*SHORT PROBLEM:*
Restate each line word for word. Leave out every picture.

*COLLECTED DATA:*

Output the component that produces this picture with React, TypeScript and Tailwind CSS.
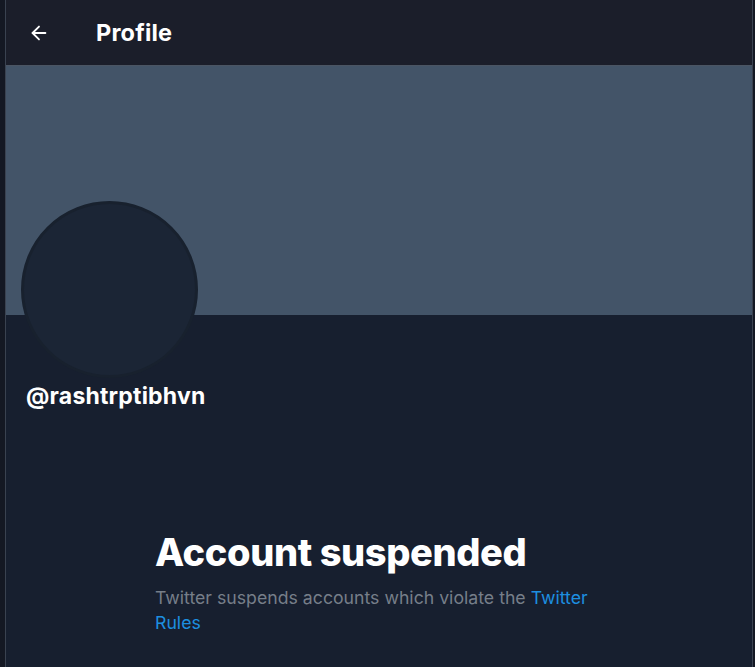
import { ArrowLeft } from "lucide-react";

export default function App() {
  return (
    <div
      className="w-[755px] h-[667px] bg-[#141823] pl-[5px] pr-[2px] overflow-hidden"
      style={{ fontFamily: 'Inter, "Liberation Sans", Arial, sans-serif' }}
    >
      <div className="h-full border-x border-[#3a4250] bg-[#171f2f] flex flex-col">
        {/* header */}
        <div className="h-[66px] shrink-0 bg-[#1b1e2a] flex items-center border-b border-[#4b5563]">
          <ArrowLeft className="ml-[22px] h-[22px] w-[22px] text-white" strokeWidth={2} />
          <h1 className="ml-[46px] text-[23.5px] font-bold text-white tracking-[0.2px]">Profile</h1>
        </div>

        {/* banner */}
        <div className="h-[249px] shrink-0 bg-[#435468]" />

        {/* avatar + handle */}
        <div className="px-[15px]">
          <div className="-mt-[114px] h-[177px] w-[177px] rounded-full bg-[#1b2535] border-[3px] border-[#18212e]" />
          <div className="mt-[4px] pl-[5px] text-[23px] font-bold text-white leading-[28px] tracking-[0.2px]">
            @rashtrptibhvn
          </div>
        </div>

        {/* suspended notice */}
        <div className="mt-[119px] pl-[149px] pr-[20px]">
          <h2 className="text-[38px] font-extrabold text-white leading-[46px] tracking-[-0.4px]">Account suspended</h2>
          <p className="mt-[10px] w-[450px] text-[17.7px] leading-[25px] text-[#767e89]">
            Twitter suspends accounts which violate the <span className="text-[#1d8fe0]">Twitter</span>{" "}
            <span className="text-[#1d8fe0]">Rules</span>
          </p>
        </div>
      </div>
    </div>
  );
}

*WRITTEN SOLUTION:*
Output the component that produces this picture with React, TypeScript and Tailwind CSS.
import { ArrowLeft } from "lucide-react";

export default function App() {
  return (
    <div
      className="w-[755px] h-[667px] bg-[#141823] pl-[5px] pr-[2px] overflow-hidden"
      style={{ fontFamily: 'Inter, "Liberation Sans", Arial, sans-serif' }}
    >
      <div className="h-full border-x border-[#3a4250] bg-[#171f2f] flex flex-col">
        {/* header */}
        <div className="h-[66px] shrink-0 bg-[#1b1e2a] flex items-center border-b border-[#4b5563]">
          <ArrowLeft className="ml-[22px] h-[22px] w-[22px] text-white" strokeWidth={2} />
          <h1 className="ml-[46px] text-[23.5px] font-bold text-white tracking-[0.2px]">Profile</h1>
        </div>

        {/* banner */}
        <div className="h-[249px] shrink-0 bg-[#435468]" />

        {/* avatar + handle */}
        <div className="px-[15px]">
          <div className="-mt-[114px] h-[177px] w-[177px] rounded-full bg-[#1b2535] border-[3px] border-[#18212e]" />
          <div className="mt-[4px] pl-[5px] text-[23px] font-bold text-white leading-[28px] tracking-[0.2px]">
            @rashtrptibhvn
          </div>
        </div>

        {/* suspended notice */}
        <div className="mt-[119px] pl-[149px] pr-[20px]">
          <h2 className="text-[38px] font-extrabold text-white leading-[46px] tracking-[-0.4px]">Account suspended</h2>
          <p className="mt-[10px] w-[450px] text-[17.7px] leading-[25px] text-[#767e89]">
            Twitter suspends accounts which violate the <span className="text-[#1d8fe0]">Twitter</span>{" "}
            <span className="text-[#1d8fe0]">Rules</span>
          </p>
        </div>
      </div>
    </div>
  );
}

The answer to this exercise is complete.